As horrific incidents of violence perpetrated by trans-identified individuals followed, most recently the murder of children praying in a Minneapolis church, I began to wonder about the possible effects of this pop culture proliferation.

Transgender activists have mounted so-called “days of rage” to demonstrate against what they claim to be an anti-trans genocide taking place. Journalists such as Andy Ngo have reported on the violent transgender terror cult known as “Ziz,” as well as the preponderance of transgender members of violent Antifa cells. The embrace of the Hamas terror regime by large parts of the American left is often accompanied by violence involving transgender rioters for whom the Palestinian kaffiyeh has become as much their uniform as the Covid mask.

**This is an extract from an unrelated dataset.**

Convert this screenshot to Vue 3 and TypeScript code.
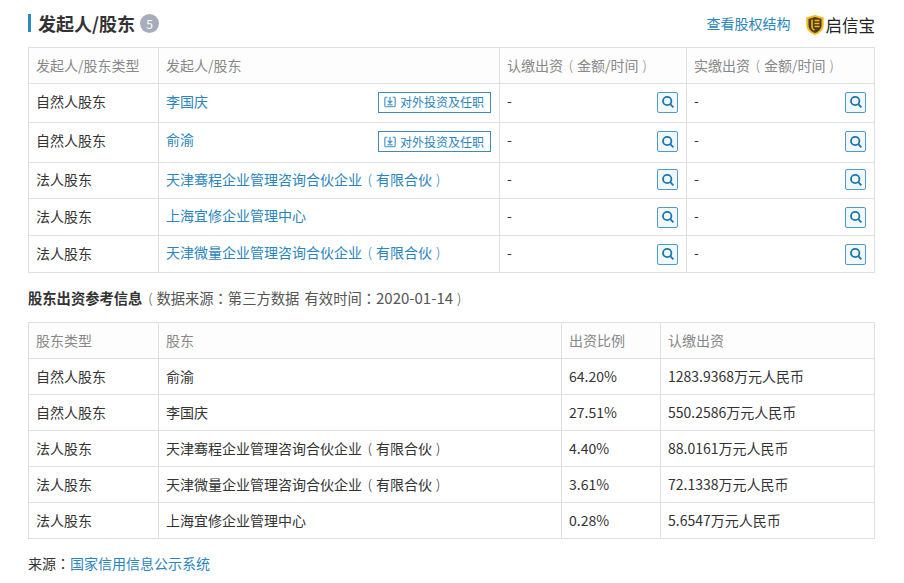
<script setup lang="ts">
interface Row { type: string; name: string; action: boolean; tall: string }
interface Part { text: string; cls: string }
const rows: Row[] = [
  { type: '自然人股东', name: '李国庆', action: true, tall: 'r39' },
  { type: '自然人股东', name: '俞渝', action: true, tall: 'r40' },
  { type: '法人股东', name: '天津骞程企业管理咨询合伙企业（有限合伙）', action: false, tall: 'r36a' },
  { type: '法人股东', name: '上海宜修企业管理中心', action: false, tall: 'r37' },
  { type: '法人股东', name: '天津微量企业管理咨询合伙企业（有限合伙）', action: false, tall: 'r37' },
]
const refs = [
  ['自然人股东', '俞渝', '64.20%', '1283.9368万元人民币'],
  ['自然人股东', '李国庆', '27.51%', '550.2586万元人民币'],
  ['法人股东', '天津骞程企业管理咨询合伙企业（有限合伙）', '4.40%', '88.0161万元人民币'],
  ['法人股东', '天津微量企业管理咨询合伙企业（有限合伙）', '3.61%', '72.1338万元人民币'],
  ['法人股东', '上海宜修企业管理中心', '0.28%', '5.6547万元人民币'],
]
const firstHeads = ['认缴出资（金额/时间）', '实缴出资（金额/时间）']

// Full-width brackets sit centred in their em box in the reference.
function parts(s: string): Part[] {
  return s
    .split(/([（）])/)
    .filter((t) => t.length > 0)
    .map((t) => ({ text: t, cls: t === '（' ? 'po' : t === '）' ? 'pc' : '' }))
}
</script>

<template>
  <div class="page">
    <header class="head">
      <div class="title-wrap">
        <h2 class="title">发起人/股东</h2>
        <span class="count">5</span>
      </div>
      <div class="head-right">
        <a class="link head-link">查看股权结构</a>
        <div class="brand">
          <svg width="18" height="22" viewBox="1 0.500 18 21">
            <path d="M10 1 L18.700 3.500 V11 C18.700 16 14.500 19.500 10 21 C5.500 19.500 1.300 16 1.300 11 V3.500 Z" fill="#f5b91e" />
            <path d="M10 3 L16.500 5 V11 C16.500 15 13.500 17.800 10 19 C6.500 17.800 3.500 15 3.500 11 V5 Z" fill="#4a3c1c" />
            <path d="M7 5.500 V13 C7 14.500 8 15.500 9.500 16.200" fill="none" stroke="#f5b91e" stroke-width="1.600" />
            <path d="M9.500 6.500 H14.500 M9.500 9.500 H14.500 M9.500 12.500 H14.500" stroke="#f5b91e" stroke-width="1.600" />
          </svg>
          <span class="brand-text">启信宝</span>
        </div>
      </div>
    </header>

    <table class="grid">
      <colgroup>
        <col class="c130" /><col class="c341" /><col class="c187" /><col />
      </colgroup>
      <thead>
        <tr>
          <th>发起人/股东类型</th>
          <th>发起人/股东</th>
          <th v-for="h in firstHeads" :key="h"><span v-for="(p, i) in parts(h)" :key="i" :class="p.cls">{{ p.text }}</span></th>
        </tr>
      </thead>
      <tbody>
        <tr v-for="r in rows" :key="r.name" :class="r.tall">
          <td>{{ r.type }}</td>
          <td>
            <div class="split">
              <a class="link"><span v-for="(p, i) in parts(r.name)" :key="i" :class="p.cls">{{ p.text }}</span></a>
              <button v-if="r.action" class="action">
                <svg width="12" height="12" viewBox="0 0 14 14" fill="none" stroke="#3f8fc4" stroke-width="1.300">
                  <path d="M4 1.500 H2 A1 1 0 0 0 1 2.500 V11.500 A1 1 0 0 0 2 12.500 H12 A1 1 0 0 0 13 11.500 V2.500 A1 1 0 0 0 12 1.500 H10" />
                  <path d="M7 1 V8 M4.300 5.500 L7 8.300 L9.700 5.500" />
                  <path d="M4 10.300 H10" />
                </svg>
                对外投资及任职
              </button>
            </div>
          </td>
          <td v-for="n in 2" :key="n">
            <div class="split">
              <span>-</span>
              <button class="search" aria-label="查看">
                <svg width="14" height="14" viewBox="0 0 14 14" fill="none" stroke="#1c76ad" stroke-width="1.800">
                  <circle cx="6.200" cy="6" r="4.200" />
                  <path d="M9.300 9.200 L12.400 12.400" />
                </svg>
              </button>
            </div>
          </td>
        </tr>
      </tbody>
    </table>

    <p class="note"><strong>股东出资参考信息</strong><span class="po">（</span>数据来源<span class="colon">：</span>第三方数据 有效时间<span class="colon">：</span><span class="date">2020-01-14</span><span class="pc">）</span></p>

    <table class="grid">
      <colgroup>
        <col class="c130" /><col class="c403" /><col class="c99" /><col />
      </colgroup>
      <thead>
        <tr>
          <th>股东类型</th>
          <th>股东</th>
          <th>出资比例</th>
          <th>认缴出资</th>
        </tr>
      </thead>
      <tbody>
        <tr v-for="r in refs" :key="r[1]" class="r36">
          <td v-for="c in r" :key="c"><span v-for="(p, i) in parts(c)" :key="i" :class="p.cls">{{ p.text }}</span></td>
        </tr>
      </tbody>
    </table>

    <p class="source">来源<span class="colon">：</span><a class="link">国家信用信息公示系统</a></p>
  </div>
</template>

<style>
html, body { margin: 0; background: #fff; }
</style>

<style scoped>
.page {
  width: 847px;
  padding: 0 0 0 28px;
  font-family: "Noto Sans CJK SC", "Noto Sans", sans-serif;
  font-size: 14px;
  color: #333;
  text-spacing-trim: space-all;
}
.head {
  height: 47px;
  display: flex;
  justify-content: space-between;
  align-items: flex-start;
}
.title-wrap {
  margin-top: 14px;
  display: flex;
  align-items: center;
  height: 18px;
  border-left: 3px solid #2a88c6;
  padding-left: 7px;
}
.title { margin: 0; font-size: 18px; font-weight: 700; color: #333; line-height: 18px; }
.count {
  margin-left: 5px;
  width: 19px;
  height: 19px;
  border-radius: 50%;
  background: #a8adbb;
  color: #fff;
  font-size: 12px;
  line-height: 19px;
  text-align: center;
}
.head-right { display: flex; align-items: center; height: 24px; margin-top: 13px; }
.link { color: #2a85bd; text-decoration: none; }
.head-link { margin-bottom: 4px; }
.brand { display: flex; align-items: center; margin-left: 15px; }
.brand-text { font-size: 16.500px; color: #222; margin-left: 2px; }
.grid {
  width: 847px;
  table-layout: fixed;
  border-collapse: collapse;
  line-height: 20px;
}
.c130 { width: 130px; }
.c341 { width: 341px; }
.c187 { width: 187px; }
.c403 { width: 403px; }
.c99 { width: 99px; }
th, td {
  border: 1px solid #e0e0e0;
  padding: 0 8px 2px 7px;
  text-align: left;
  font-weight: 400;
  white-space: nowrap;
}
th { height: 33px; color: #888; background: #fdfdfd; }
.r39 td { height: 34px; padding-bottom: 4px; }
.r40 td { height: 33px; padding-bottom: 6px; }
.r37 td { height: 34px; }
.r36a td { height: 31px; padding-bottom: 4px; }
.r36 td { height: 33px; }
.split { display: flex; justify-content: space-between; align-items: center; }
.split > span { margin-bottom: 2px; }
.r37 .split > a, .r40 .split > a { margin-bottom: 2px; }
.action {
  display: flex;
  align-items: center;
  gap: 4px;
  width: 113px;
  height: 21px;
  margin-top: 2px;
  padding: 0 0 0 5px;
  box-sizing: border-box;
  border: 1px solid #3f8bb8;
  background: #fff;
  color: #2a85bd;
  font: inherit;
  font-size: 12px;
  white-space: nowrap;
}
.search {
  width: 21px;
  height: 21px;
  margin-top: 2px;
  padding: 0;
  box-sizing: border-box;
  border: 1px solid #4f9bc9;
  border-radius: 2px;
  background: #f1f8fc;
  display: flex;
  align-items: center;
  justify-content: center;
}
.r40 .action, .r40 .search { margin-top: 4px; }
.po, .pc {
  display: inline-block;
  font-size: 10px;
  line-height: 1;
  transform: translateY(-2px) scaleY(1.400);
}
.po { margin-right: 4px; }
.pc { margin-left: 4px; }
.note { margin: 14px 0 0; height: 35px; line-height: 21px; font-size: 14.300px; word-spacing: 2px; color: #555; white-space: nowrap; }
.note strong { color: #333; font-size: 14.300px; }
.colon { font-family: "Noto Sans CJK TC", sans-serif; }
.date { font-size: 15px; }
.source { margin: 14px 0 0; line-height: 21px; color: #333; }
</style>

Now there are reports that a message related to the online “furry” subculture, a disturbing and memetic sexual ideology adjacent to transgenderism, was found on ammunition in the rifle used to murder Charlie Kirk. Kirk’s assassination also comes on the heels of multiple tragic shootings by transgender individuals.

People watching these developments are now more willing to point out that, by encouraging the fantasy that people can change sex, transgender ideology naturally attracts mentally unstable individuals who are more likely to commit acts of violence.

But what if the fantasies being sold to confused and young readers are themselves explicitly violent, like those of Manhunt and Hell Followed With Us, fantasies of rage and alienation, apocalypse and violent revenge? What if the imaginative worlds occupied by increasing numbers of readers are meant to effect not what J. R. R. Tolkien, in discussing fantasy, called the “regaining of a clear view,” but the inculcation of resentment, messianic superiority, and hatred of the healthy and normal?

Of course, writers entertain all kinds of extreme and transgressive notions in fiction without intending them to be put into real-life practice. The influence of culture on behavior is omnipresent, but not always direct. Sci-fi and fantasy have long portrayed outsiders and heroes who act on violent impulses, while at least some of the recent glut of queer and trans fiction follows on the earlier mainstreaming of—quite heterosexual—supernatural romance (Twilight), kink (Fifty Shades), and sexual violence in fantasy (Game of Thrones).

But the extreme militancy and mutilation connected with transgender ideology is of a different order. None of the just-named bestsellers is connected with a movement that enacts its fantasies surgically and chemically on the bodies of young people.

What is most disturbing, then, is not the seething hatred, fashionable alienation, or end-of-the-world fantasies of one or another author, but the accompanying celebration and amplification in media and publishing: rhapsodies in The New York Times, starred recommendations by library journals, and contracts with major publishing houses—and film production companies.

Why are they celebrating this insanity? Perhaps it is a version of what Tom Wolfe described half a century ago as “Radical Chic,” the guilty western liberal’s decadent infatuation with revolutionary savagery. But this latest version is even more depraved.

Transgenderism is a rejection not only of Western civilization but of nature, biology, and physical integrity. Its raging campaign of surgical and chemical mutilation, targeting young people, is a nihilistic deathwish—currently widely celebrated by media and publishing as art and fun.